Across multiple environments, delivery transformation efforts have contributed to:

  • More predictable release cycles
  • Reduced production incident rates
  • Increased delivery throughput
  • Better cross-team coordination
  • Improved executive visibility into execution
  • Stronger alignment between engineering and business strategy

In enterprise-scale environments, these outcomes are critical. Delivery predictability becomes a competitive advantage, especially in organizations supporting large client ecosystems and reliability-sensitive systems.

Organizational Leadership Component

Delivery transformation is as much about leadership as it is about systems.
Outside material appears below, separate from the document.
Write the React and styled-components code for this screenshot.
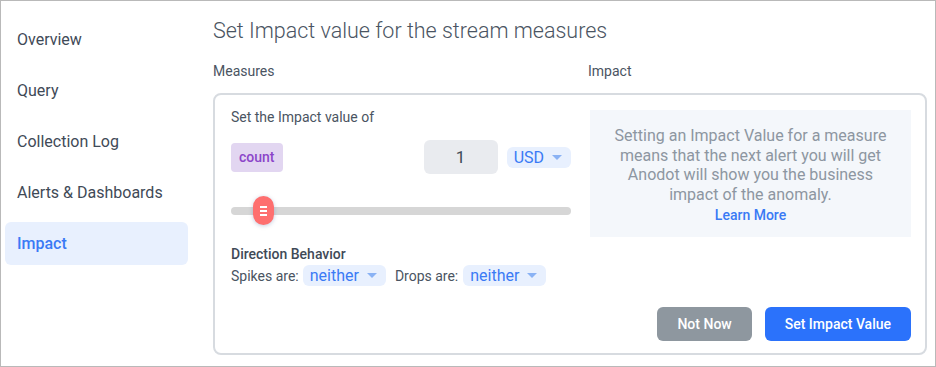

Throughout my career, I’ve led multi-level engineering organizations with layered team structures, including managers, architects, and individual contributors. This experience has shaped my focus on:

  • Building scalable operating models
  • Coaching leaders to own outcomes
  • Creating cultures of accountability and execution discipline
  • Aligning engineering delivery to customer and business needs

Sustainable transformation happens when teams understand not just how to work differently, but why the changes matter.

Long-Term Value

Delivery transformation is not a one-time initiative. It creates a foundation that supports:

  • Platform modernization efforts
  • API and integration scale
  • Enterprise customer delivery expectations
  • Reliability and compliance requirements
  • Future innovation initiatives

When done well, it turns engineering into a predictable execution engine - capable of scaling with the business and supporting both growth and stability.

Related Focus Areas

This work naturally connects to several other areas I’ve led:

  • Platform modernization
  • DevOps and reliability maturity
  • Engineering operating model design
  • AI-assisted development adoption
  • Enterprise-scale SaaS delivery

Delivery transformation is often the first step that enables everything else.